Bill, I agree with your assessment of Dr. Godwin's work, but at the same time I also agree with Steve that he is a brilliant and lucid writer, and I do try my best to incorporate some of his insights into my own frameworks.

That said, his blog is not the work of a realized person (realized people are rare as all hell, of course!), and there's too much head-consciousness not balanced by enough heart-consciousness on it. Hence all the pervasive scapegoating and so on of leftism, and the lashing out at anyone who disagrees with him.

Sri Aurobindo and the Mother, whom he (sort of) admires, by the way, both came from a pretty leftist-atheist background. The Mother in particular was openly pro-feminist even after her occult training and spiritual realization, though she said that the status of women was ultimately a spiritual problem. It goes without saying that they went on to become two of the greatest realizers that ever lived. As a devotee of Sri Aurobindo and Mother, I have found much of Dr.

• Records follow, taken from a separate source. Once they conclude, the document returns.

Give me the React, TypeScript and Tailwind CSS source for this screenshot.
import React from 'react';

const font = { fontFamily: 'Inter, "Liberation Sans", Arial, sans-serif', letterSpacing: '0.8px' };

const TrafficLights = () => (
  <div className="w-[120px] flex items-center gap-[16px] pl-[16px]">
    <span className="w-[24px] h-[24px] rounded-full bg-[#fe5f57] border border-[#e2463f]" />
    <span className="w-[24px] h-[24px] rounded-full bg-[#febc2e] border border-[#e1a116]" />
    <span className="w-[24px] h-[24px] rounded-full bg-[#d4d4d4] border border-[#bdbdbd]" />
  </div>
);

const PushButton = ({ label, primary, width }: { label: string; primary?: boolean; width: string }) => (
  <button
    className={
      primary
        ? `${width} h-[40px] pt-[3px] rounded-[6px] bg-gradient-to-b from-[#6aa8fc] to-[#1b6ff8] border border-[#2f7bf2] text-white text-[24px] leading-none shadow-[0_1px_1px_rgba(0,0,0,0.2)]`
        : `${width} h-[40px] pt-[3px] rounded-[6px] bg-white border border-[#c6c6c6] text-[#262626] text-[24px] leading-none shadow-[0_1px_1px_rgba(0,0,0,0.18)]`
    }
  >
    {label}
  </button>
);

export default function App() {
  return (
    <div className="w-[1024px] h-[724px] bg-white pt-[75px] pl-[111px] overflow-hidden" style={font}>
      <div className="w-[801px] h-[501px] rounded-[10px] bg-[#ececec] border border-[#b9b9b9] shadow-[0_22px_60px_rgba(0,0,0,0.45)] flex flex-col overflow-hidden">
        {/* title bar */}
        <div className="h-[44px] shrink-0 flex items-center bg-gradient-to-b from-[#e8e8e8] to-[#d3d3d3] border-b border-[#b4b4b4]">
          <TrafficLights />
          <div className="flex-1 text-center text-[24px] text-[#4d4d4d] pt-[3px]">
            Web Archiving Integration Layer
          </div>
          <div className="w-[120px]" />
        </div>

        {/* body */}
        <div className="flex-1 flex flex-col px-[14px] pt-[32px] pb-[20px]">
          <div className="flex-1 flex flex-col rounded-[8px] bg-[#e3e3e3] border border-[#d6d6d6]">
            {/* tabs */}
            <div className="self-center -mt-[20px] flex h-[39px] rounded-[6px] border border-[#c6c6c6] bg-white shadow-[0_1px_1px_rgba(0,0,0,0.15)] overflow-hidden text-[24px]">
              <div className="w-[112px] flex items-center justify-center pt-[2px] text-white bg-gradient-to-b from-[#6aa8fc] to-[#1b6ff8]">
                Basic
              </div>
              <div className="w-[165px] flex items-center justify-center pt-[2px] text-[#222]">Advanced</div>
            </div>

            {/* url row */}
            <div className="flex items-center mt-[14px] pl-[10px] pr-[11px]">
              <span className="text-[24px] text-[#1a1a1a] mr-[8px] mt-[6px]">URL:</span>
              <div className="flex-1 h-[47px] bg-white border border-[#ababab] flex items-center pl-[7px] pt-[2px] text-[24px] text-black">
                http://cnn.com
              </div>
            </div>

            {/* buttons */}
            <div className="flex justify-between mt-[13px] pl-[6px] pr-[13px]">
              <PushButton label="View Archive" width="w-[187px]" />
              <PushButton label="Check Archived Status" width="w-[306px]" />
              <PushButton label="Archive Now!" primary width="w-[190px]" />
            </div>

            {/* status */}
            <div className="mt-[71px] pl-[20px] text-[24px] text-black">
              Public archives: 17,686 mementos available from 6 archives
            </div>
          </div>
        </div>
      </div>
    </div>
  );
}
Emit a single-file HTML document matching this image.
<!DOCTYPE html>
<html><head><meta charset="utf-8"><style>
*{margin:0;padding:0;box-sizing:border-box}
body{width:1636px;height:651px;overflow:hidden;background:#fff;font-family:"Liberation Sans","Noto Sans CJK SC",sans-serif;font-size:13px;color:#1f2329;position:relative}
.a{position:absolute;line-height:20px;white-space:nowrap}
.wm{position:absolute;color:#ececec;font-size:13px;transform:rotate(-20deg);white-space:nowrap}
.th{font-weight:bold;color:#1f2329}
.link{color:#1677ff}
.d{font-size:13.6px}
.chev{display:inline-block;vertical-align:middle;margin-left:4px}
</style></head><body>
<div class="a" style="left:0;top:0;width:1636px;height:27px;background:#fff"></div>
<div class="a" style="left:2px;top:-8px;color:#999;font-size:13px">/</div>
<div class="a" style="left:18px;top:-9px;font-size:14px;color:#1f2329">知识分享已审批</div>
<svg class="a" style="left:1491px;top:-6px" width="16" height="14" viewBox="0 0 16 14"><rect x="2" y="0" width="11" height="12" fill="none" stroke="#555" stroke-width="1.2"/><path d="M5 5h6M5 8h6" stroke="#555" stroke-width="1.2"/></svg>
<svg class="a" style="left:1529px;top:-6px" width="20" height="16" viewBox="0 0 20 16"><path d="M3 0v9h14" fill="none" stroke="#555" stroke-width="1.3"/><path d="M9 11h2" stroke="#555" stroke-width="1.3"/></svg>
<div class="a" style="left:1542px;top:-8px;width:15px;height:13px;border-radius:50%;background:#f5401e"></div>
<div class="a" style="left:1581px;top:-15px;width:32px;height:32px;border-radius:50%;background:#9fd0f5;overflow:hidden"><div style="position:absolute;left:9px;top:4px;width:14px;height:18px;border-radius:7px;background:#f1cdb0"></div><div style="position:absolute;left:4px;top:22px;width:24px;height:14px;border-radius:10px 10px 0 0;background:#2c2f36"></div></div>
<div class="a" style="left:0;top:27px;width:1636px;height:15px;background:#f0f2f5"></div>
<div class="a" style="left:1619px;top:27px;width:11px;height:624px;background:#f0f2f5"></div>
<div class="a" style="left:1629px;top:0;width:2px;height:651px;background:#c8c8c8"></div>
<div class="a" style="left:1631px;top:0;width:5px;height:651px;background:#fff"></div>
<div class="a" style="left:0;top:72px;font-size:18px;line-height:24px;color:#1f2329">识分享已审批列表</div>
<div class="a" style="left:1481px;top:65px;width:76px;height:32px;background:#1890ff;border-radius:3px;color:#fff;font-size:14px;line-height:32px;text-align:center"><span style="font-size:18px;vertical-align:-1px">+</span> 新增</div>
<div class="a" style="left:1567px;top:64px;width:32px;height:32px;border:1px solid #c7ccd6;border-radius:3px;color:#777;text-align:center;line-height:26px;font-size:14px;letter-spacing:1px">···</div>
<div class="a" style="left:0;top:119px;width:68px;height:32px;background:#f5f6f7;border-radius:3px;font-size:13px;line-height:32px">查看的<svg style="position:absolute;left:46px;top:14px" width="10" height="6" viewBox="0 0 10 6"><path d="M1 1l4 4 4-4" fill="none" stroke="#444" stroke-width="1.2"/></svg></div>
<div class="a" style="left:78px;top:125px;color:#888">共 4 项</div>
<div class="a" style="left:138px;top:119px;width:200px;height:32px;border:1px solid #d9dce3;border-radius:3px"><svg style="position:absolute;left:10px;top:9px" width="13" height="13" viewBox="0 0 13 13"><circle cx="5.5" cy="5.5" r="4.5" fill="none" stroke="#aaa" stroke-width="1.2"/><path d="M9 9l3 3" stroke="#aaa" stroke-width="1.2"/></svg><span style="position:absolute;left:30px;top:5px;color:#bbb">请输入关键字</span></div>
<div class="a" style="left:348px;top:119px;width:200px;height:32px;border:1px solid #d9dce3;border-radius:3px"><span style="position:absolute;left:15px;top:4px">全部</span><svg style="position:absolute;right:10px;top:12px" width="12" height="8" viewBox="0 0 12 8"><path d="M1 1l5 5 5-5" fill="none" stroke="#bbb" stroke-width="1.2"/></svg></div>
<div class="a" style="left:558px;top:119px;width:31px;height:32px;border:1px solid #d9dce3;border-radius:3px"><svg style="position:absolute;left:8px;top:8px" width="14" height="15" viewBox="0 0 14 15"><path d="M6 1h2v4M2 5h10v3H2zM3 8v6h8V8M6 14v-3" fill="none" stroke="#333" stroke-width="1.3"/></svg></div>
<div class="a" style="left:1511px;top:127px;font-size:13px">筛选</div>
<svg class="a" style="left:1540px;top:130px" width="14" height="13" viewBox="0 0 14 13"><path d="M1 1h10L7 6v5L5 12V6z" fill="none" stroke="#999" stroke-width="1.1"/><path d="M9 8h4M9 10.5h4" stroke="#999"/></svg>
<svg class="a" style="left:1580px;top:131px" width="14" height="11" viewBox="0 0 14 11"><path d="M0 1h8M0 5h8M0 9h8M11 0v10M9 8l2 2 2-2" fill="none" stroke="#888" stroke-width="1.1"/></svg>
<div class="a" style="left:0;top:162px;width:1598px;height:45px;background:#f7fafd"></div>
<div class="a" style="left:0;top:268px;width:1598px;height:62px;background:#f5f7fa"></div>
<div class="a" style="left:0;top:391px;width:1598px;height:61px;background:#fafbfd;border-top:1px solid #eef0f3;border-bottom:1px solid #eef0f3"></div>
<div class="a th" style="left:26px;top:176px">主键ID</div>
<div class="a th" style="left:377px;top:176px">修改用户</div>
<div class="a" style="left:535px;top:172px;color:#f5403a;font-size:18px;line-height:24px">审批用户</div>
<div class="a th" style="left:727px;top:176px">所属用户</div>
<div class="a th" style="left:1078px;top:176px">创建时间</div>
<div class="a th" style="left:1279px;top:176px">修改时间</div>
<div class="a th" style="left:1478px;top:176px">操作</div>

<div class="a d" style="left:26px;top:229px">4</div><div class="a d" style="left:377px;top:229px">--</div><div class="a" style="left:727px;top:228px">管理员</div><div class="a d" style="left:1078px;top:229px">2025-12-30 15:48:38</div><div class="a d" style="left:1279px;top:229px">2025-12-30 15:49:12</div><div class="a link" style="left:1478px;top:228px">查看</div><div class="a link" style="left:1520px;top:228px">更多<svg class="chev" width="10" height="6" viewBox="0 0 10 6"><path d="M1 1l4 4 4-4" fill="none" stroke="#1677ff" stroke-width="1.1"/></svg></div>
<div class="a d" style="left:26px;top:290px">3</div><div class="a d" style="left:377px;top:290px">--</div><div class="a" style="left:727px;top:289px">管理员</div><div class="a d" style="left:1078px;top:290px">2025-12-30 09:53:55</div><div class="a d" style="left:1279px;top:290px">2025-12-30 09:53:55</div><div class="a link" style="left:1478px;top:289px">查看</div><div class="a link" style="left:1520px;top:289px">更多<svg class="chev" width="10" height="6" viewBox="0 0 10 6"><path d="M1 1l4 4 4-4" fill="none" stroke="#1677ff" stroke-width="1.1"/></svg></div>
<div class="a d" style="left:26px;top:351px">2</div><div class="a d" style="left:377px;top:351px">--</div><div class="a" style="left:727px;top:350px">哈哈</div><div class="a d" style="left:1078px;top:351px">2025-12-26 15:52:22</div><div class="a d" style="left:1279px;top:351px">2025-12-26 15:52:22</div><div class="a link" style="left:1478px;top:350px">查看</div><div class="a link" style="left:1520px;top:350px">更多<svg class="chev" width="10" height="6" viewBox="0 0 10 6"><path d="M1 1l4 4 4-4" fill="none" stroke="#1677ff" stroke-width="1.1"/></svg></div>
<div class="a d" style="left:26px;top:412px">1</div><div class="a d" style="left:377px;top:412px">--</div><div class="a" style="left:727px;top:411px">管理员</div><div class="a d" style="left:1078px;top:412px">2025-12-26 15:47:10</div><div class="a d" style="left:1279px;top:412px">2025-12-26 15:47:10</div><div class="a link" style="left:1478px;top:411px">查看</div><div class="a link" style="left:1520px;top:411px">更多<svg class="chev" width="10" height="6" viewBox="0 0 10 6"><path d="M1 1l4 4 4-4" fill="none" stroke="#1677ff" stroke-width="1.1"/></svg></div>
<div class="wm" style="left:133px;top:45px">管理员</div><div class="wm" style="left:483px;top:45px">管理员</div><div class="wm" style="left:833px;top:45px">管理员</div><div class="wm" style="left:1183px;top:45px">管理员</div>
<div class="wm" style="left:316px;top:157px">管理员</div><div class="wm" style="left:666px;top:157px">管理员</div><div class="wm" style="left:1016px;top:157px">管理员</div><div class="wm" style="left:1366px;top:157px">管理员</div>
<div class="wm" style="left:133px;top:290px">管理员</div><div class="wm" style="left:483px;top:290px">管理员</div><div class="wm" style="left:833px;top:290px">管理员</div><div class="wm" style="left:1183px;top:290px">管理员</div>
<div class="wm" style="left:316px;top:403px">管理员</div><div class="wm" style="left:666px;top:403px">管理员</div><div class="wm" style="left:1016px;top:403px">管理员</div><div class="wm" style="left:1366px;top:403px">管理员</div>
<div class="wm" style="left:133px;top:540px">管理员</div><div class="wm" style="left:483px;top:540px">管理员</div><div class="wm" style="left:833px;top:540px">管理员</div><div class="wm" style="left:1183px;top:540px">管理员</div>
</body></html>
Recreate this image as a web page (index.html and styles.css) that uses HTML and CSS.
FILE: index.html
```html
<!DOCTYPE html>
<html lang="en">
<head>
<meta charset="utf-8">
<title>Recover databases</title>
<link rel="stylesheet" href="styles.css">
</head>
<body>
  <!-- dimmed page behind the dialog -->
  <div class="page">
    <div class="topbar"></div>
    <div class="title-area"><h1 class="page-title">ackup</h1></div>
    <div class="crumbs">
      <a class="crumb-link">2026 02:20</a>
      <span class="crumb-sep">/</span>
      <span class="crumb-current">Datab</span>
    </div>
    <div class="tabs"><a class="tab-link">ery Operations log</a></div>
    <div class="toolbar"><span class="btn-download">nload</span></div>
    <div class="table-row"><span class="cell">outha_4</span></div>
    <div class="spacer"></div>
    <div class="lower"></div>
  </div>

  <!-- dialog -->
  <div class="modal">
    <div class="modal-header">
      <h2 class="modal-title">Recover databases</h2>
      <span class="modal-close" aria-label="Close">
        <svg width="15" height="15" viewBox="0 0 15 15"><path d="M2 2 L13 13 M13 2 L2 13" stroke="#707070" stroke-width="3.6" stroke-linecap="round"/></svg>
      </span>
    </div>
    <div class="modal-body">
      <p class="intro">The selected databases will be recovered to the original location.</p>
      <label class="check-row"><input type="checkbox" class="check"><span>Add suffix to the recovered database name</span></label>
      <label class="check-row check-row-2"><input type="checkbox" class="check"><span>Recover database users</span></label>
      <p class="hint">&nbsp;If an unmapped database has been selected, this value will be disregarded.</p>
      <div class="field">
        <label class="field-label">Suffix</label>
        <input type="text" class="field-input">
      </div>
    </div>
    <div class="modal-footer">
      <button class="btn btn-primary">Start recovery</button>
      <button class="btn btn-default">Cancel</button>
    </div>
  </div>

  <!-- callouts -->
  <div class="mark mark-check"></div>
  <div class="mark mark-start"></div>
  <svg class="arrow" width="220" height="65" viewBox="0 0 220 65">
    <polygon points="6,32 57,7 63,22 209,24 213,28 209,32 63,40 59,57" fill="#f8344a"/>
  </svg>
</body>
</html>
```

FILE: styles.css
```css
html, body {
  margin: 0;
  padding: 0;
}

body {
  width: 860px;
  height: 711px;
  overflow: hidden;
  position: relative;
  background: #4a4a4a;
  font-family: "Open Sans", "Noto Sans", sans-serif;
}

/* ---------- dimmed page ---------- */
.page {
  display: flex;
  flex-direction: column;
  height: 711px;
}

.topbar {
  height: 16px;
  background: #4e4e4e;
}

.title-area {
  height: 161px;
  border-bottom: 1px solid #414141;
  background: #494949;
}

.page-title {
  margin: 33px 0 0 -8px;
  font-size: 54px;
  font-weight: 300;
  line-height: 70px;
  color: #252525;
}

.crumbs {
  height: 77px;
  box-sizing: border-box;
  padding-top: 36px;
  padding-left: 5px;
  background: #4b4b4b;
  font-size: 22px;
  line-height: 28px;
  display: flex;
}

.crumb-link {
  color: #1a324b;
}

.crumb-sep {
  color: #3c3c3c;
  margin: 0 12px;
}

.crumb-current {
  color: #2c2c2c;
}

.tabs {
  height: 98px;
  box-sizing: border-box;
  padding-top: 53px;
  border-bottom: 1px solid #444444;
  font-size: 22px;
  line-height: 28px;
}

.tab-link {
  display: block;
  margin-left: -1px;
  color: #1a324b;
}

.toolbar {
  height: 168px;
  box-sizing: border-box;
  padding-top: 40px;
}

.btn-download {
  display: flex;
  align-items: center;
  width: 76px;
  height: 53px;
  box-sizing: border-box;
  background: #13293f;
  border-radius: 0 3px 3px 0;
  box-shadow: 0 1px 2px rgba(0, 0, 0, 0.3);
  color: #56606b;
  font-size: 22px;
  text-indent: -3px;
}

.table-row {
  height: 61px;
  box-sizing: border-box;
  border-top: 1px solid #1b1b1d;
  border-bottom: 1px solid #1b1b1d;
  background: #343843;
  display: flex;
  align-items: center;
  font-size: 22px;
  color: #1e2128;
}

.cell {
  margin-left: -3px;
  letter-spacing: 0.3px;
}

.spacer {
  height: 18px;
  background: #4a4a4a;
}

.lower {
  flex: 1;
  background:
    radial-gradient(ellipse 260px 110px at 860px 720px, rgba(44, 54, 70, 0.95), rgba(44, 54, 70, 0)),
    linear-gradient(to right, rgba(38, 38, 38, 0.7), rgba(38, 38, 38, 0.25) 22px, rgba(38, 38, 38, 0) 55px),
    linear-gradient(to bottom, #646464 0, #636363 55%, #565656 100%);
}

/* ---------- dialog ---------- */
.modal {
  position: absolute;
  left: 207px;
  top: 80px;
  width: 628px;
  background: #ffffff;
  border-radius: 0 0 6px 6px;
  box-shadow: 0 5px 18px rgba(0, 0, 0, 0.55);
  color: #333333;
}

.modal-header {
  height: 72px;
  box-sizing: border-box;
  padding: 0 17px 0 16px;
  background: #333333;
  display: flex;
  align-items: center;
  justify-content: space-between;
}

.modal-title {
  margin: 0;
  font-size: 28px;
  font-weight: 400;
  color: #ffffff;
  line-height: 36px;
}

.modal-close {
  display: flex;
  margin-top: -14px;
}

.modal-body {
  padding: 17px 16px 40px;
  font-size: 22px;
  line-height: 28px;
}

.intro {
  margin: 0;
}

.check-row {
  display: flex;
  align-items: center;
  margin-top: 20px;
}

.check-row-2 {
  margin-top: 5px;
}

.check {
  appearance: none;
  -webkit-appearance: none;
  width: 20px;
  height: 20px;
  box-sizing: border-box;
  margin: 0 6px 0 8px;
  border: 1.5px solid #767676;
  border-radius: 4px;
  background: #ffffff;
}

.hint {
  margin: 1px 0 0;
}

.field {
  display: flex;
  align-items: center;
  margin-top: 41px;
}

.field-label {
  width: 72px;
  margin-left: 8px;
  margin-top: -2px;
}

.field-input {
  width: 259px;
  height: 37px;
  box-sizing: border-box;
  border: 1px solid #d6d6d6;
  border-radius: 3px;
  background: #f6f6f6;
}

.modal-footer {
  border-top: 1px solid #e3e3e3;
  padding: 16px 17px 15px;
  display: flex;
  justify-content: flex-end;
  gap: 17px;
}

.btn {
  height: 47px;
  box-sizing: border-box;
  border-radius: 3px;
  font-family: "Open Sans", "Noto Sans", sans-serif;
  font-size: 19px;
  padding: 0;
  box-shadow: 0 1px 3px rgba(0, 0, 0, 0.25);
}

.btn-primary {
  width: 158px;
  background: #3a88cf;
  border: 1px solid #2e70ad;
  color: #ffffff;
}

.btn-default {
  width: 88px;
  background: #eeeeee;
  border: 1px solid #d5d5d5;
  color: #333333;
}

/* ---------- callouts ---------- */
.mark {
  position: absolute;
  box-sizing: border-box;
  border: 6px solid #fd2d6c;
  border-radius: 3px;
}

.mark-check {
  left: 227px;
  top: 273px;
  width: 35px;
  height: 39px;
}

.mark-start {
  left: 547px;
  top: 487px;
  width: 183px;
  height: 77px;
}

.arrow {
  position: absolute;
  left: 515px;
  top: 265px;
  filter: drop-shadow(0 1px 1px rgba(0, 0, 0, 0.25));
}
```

Godwin's work to be very much against the spirit of their behavior and teachings (and he seems to be questioning evolutionary spirituality lately anyway and moving more toward neo-Traditionalism, which is too dualistic and limited for me).

Still I find Dr. Godwin's work provocative and his overall goal -- of combating the condescending moral relativism of the far left -- to be a good one. And some of his insights are indeed quite marvelous and resonate with me deeply, but I have to wade through much muckraking and many ad hominem attacks to find gems like that.